Honoré Daumier was a lithography cartoonist that worked for the political-satire newspaper, "La Caricature", in France during the early to mid 1800s. In his time he was acclaimed for his draftsmenship. The Illusion of Life says Disney artists studied his cartoons for their amazing expression and attitude. They also got their newest talent to try and improve the staging in The New Yorker cartoons, allowing them to learn about good staging upon failure.
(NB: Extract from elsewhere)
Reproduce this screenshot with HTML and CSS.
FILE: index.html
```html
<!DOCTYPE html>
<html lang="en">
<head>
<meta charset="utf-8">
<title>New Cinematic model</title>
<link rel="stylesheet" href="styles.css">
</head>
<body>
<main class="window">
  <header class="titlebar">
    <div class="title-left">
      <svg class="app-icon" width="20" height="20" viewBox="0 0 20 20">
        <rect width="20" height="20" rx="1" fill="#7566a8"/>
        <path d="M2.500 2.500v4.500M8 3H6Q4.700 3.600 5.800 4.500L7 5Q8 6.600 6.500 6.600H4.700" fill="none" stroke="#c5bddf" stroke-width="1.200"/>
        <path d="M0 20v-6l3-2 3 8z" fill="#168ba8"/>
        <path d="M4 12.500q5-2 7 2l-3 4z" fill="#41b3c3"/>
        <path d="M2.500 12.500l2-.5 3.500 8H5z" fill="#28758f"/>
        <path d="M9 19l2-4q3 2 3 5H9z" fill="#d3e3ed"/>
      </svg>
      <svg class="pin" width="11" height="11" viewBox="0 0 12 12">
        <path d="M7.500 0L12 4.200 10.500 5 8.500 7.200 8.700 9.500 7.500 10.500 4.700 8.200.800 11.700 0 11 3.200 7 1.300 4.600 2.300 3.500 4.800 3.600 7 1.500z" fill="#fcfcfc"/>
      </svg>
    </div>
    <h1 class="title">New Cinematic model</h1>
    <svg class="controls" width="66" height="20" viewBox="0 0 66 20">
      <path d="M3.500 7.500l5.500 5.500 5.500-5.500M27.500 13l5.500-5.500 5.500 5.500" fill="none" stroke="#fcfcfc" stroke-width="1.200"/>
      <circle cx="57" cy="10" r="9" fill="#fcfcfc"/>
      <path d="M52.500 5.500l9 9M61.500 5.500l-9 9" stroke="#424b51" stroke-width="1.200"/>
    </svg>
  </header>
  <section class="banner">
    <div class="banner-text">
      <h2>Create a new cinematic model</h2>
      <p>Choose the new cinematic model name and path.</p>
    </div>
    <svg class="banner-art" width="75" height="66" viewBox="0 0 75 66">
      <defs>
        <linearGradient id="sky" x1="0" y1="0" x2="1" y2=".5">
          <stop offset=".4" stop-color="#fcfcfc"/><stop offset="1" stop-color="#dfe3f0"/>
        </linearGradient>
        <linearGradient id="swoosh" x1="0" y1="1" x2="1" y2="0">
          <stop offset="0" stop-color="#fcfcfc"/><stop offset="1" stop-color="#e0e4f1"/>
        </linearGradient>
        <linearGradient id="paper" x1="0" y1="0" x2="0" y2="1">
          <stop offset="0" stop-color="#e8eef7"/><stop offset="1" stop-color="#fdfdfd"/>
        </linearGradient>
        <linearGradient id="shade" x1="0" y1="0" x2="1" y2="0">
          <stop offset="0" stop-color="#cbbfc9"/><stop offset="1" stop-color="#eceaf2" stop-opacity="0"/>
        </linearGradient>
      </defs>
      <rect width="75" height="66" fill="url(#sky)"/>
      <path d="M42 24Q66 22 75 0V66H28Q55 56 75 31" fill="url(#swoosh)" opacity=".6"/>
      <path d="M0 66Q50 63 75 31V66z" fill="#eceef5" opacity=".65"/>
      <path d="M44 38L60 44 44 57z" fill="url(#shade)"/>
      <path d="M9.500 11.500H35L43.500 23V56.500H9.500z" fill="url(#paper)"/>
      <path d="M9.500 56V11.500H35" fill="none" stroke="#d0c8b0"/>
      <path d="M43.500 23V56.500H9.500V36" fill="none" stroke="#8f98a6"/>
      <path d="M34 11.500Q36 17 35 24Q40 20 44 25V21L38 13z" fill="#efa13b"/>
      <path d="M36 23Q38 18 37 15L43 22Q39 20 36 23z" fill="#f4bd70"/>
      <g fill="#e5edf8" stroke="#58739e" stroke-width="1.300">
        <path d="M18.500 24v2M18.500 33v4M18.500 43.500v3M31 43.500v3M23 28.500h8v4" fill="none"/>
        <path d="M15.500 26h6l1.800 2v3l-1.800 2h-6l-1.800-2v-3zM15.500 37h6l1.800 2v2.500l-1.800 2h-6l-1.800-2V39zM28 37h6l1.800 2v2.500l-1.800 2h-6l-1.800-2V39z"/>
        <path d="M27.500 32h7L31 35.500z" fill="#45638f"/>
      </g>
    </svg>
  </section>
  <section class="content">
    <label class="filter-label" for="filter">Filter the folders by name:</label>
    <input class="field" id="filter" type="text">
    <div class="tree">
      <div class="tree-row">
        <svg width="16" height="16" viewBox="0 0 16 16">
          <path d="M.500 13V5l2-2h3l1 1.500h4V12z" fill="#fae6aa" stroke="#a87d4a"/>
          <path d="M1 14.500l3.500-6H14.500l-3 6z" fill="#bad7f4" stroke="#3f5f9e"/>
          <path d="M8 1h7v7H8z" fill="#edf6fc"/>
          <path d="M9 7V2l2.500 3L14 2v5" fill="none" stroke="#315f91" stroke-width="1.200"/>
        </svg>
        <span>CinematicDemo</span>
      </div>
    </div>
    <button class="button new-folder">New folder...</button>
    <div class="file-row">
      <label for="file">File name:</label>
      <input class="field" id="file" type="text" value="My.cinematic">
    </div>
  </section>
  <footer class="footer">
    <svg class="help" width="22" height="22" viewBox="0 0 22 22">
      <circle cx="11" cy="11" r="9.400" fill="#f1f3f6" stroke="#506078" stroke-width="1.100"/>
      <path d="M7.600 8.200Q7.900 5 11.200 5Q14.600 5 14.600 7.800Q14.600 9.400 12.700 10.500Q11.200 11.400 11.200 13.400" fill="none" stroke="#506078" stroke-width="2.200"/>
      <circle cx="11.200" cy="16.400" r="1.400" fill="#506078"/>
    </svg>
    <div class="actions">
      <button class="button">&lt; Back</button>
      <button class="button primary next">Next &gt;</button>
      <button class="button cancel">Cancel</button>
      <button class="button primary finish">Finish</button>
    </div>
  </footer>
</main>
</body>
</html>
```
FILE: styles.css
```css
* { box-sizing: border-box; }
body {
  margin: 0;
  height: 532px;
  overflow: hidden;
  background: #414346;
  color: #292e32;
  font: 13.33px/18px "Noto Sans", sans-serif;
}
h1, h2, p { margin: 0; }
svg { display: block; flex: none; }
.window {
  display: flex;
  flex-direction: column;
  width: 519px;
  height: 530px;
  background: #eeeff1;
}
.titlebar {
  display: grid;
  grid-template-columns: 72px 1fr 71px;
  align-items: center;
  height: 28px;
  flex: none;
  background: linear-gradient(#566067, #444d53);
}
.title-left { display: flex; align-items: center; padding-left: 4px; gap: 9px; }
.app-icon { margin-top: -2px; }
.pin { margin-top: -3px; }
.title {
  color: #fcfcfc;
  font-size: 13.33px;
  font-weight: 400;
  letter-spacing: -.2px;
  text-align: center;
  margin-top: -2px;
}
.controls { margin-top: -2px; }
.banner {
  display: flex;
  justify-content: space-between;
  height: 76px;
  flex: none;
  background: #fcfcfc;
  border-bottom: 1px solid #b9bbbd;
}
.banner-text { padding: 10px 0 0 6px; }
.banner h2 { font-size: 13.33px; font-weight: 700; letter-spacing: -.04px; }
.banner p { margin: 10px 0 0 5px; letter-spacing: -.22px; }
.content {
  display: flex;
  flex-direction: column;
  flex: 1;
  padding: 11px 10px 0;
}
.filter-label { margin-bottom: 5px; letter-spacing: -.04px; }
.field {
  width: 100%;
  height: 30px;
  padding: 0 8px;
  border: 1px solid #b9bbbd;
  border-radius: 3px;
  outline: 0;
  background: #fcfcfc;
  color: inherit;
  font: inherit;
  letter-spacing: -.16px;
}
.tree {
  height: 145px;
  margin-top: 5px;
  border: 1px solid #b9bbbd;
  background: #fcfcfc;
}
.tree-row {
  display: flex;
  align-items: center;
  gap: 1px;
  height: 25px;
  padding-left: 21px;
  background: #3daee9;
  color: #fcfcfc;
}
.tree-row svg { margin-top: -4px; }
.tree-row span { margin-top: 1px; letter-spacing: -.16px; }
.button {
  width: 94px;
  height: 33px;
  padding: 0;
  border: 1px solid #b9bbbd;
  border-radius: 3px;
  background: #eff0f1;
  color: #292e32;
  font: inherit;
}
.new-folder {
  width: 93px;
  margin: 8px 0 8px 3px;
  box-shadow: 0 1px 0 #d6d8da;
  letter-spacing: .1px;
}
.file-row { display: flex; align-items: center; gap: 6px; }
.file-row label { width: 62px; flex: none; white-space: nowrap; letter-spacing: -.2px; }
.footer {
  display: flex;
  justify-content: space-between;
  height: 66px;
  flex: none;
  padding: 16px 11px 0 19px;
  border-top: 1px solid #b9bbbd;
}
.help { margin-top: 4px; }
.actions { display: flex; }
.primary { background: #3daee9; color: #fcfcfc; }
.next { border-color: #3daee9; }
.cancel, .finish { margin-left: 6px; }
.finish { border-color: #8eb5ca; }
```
After a brief immersion in Daumier's caricatures, I'm a little surprised they didn't mention the incredible staging in his work as well. Daumier had an amazing ability to give his characters the illusion of motion, drawings forces not forms (as Don Graham would say). Take at look at these great examples:

You can feel the forces in this, almost as if you're creeping or lifting yourself. Note the intrigued expression of the woman on the left.
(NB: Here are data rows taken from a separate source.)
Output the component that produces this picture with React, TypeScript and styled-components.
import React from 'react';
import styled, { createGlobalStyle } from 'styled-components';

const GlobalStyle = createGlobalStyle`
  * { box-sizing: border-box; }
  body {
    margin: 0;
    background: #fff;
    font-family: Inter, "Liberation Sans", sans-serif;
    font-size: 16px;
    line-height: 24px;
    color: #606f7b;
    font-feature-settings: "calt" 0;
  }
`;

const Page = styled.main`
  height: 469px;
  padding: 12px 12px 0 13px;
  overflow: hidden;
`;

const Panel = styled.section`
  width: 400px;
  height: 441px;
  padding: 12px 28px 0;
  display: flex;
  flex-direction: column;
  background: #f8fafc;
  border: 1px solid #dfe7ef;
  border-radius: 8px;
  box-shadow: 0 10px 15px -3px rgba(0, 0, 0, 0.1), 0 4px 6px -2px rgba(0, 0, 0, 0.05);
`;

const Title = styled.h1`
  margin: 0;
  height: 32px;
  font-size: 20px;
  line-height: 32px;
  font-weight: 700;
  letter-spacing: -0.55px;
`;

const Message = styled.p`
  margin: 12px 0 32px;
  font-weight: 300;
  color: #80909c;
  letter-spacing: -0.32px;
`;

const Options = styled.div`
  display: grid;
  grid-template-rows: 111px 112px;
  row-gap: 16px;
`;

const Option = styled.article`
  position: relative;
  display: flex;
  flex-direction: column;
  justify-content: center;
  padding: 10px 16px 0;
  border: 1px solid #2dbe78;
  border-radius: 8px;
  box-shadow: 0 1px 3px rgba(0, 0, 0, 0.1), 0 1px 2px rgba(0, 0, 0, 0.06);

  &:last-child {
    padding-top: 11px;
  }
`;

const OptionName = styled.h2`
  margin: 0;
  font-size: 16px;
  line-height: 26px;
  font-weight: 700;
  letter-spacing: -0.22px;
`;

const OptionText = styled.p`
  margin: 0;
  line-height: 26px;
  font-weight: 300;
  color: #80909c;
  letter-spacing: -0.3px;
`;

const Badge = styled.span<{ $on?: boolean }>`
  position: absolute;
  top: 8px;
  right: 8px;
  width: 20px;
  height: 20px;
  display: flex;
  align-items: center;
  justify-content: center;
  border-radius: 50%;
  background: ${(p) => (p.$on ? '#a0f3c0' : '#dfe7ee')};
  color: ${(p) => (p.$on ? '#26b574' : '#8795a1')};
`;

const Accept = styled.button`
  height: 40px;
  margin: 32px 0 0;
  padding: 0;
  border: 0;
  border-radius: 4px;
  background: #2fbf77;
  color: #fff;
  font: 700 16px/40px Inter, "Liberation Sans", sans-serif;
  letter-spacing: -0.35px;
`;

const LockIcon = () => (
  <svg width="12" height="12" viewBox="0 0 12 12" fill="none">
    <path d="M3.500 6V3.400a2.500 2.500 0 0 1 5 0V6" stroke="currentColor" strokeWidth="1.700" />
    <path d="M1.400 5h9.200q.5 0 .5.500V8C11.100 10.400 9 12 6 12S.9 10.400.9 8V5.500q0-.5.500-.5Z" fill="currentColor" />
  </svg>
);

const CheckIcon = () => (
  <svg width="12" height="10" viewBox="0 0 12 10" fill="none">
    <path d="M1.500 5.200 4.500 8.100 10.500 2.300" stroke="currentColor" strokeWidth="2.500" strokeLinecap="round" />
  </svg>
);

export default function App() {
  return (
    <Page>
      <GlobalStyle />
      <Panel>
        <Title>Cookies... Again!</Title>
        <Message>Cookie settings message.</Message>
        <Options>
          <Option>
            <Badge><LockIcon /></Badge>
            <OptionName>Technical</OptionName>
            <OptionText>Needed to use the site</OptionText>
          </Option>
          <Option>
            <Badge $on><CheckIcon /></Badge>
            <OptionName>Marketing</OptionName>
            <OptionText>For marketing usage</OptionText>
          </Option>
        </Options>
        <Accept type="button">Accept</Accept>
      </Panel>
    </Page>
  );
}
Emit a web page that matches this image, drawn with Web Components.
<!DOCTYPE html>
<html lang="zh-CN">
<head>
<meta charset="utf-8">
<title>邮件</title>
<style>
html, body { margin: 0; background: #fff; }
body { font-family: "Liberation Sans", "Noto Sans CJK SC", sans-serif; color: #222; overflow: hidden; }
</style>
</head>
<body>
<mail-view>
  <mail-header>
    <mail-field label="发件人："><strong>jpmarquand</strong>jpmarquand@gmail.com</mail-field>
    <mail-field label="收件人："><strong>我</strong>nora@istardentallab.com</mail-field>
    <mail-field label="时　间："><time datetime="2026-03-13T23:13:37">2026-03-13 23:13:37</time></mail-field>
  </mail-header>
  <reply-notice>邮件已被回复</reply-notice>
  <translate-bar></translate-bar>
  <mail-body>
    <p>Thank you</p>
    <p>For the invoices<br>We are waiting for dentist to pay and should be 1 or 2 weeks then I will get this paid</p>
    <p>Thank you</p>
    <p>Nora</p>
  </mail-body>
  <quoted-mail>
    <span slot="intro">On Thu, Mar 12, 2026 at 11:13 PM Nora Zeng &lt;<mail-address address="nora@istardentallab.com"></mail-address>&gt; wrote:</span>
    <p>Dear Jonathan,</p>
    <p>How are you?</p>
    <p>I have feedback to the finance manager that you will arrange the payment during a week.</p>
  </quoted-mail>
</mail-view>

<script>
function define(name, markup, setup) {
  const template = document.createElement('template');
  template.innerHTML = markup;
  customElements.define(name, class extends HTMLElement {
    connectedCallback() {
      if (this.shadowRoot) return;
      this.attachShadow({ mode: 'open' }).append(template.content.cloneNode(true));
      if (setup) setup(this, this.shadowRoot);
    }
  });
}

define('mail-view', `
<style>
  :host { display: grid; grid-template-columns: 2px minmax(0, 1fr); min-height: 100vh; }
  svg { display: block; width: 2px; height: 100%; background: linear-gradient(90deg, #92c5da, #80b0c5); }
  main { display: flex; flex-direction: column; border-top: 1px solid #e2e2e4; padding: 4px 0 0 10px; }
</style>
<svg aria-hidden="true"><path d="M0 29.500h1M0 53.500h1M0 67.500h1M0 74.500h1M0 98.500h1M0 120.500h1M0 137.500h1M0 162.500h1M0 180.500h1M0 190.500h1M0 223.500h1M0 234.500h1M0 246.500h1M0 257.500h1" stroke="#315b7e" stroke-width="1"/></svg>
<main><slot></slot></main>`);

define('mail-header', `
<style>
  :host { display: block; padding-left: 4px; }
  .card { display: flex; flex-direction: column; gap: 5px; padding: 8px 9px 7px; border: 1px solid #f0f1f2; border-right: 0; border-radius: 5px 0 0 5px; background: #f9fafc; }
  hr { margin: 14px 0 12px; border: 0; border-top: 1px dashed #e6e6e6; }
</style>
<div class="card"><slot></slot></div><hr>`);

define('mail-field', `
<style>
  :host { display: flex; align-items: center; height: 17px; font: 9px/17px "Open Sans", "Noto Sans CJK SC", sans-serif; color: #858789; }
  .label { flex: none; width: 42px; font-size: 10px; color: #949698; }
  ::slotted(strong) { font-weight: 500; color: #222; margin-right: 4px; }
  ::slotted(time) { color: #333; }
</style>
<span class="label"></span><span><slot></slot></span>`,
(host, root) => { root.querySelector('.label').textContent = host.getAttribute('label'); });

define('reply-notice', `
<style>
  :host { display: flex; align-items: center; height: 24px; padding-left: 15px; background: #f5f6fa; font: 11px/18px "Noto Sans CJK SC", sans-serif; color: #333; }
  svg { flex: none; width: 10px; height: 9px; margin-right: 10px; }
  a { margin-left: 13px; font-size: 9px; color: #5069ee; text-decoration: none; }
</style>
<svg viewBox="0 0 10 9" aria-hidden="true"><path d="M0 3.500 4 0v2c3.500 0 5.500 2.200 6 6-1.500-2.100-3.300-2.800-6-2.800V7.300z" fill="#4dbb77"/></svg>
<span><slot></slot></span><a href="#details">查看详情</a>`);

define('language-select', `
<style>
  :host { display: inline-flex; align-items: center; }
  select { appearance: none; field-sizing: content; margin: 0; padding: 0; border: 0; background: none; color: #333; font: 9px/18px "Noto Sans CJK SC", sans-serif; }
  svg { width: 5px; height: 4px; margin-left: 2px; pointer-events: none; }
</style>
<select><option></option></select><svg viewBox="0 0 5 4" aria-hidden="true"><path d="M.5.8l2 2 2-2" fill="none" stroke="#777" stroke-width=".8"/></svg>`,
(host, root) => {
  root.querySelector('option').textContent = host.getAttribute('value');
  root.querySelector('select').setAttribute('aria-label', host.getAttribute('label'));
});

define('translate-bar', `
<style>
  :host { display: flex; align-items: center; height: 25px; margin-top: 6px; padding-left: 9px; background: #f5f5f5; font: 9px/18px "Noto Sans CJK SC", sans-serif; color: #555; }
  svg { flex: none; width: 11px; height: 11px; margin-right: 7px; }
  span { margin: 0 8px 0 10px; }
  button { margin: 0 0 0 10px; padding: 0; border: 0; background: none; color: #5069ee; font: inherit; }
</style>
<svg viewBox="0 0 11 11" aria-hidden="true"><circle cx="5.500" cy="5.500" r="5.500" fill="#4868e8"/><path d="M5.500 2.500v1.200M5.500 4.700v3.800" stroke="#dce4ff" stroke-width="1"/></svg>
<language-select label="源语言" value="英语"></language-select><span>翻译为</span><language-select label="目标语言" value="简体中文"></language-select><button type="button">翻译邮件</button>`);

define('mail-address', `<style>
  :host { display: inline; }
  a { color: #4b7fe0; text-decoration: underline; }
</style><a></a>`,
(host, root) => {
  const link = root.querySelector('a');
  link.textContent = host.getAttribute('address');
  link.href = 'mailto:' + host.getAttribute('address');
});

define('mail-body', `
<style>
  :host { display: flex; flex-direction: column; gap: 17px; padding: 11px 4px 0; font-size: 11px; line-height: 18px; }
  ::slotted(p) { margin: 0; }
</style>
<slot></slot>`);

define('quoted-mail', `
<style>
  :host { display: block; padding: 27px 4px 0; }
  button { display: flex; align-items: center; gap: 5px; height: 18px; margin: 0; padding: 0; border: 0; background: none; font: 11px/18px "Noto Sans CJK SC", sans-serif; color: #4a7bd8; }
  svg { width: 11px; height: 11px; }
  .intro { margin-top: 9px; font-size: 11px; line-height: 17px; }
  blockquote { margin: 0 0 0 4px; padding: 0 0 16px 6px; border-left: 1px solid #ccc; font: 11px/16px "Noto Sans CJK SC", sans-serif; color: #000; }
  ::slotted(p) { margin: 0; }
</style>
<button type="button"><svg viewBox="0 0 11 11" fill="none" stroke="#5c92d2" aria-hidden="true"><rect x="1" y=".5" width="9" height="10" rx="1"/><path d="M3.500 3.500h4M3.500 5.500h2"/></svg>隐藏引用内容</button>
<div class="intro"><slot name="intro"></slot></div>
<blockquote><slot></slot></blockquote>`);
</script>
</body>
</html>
The illusion of motion lets you feel the force behind his ripping action in this one. You can also feel the weight of the chest with the great accents in the hips and shoulder on the background characters. Amazing!

Look at the angles in this one and the resulting force in the pose. Doesn't it make you want to push the angles in your next pose as much as you can?

Great compisition, staging, emotion.

Personality through body language. Great posing and attitude.

Great character.

As you can see his work is exceptional in all facets: staging, compisition, posing, personality, forces, draftsmanship, etc. I recommend that you check out the entire series entitled, "Sketches of Expression".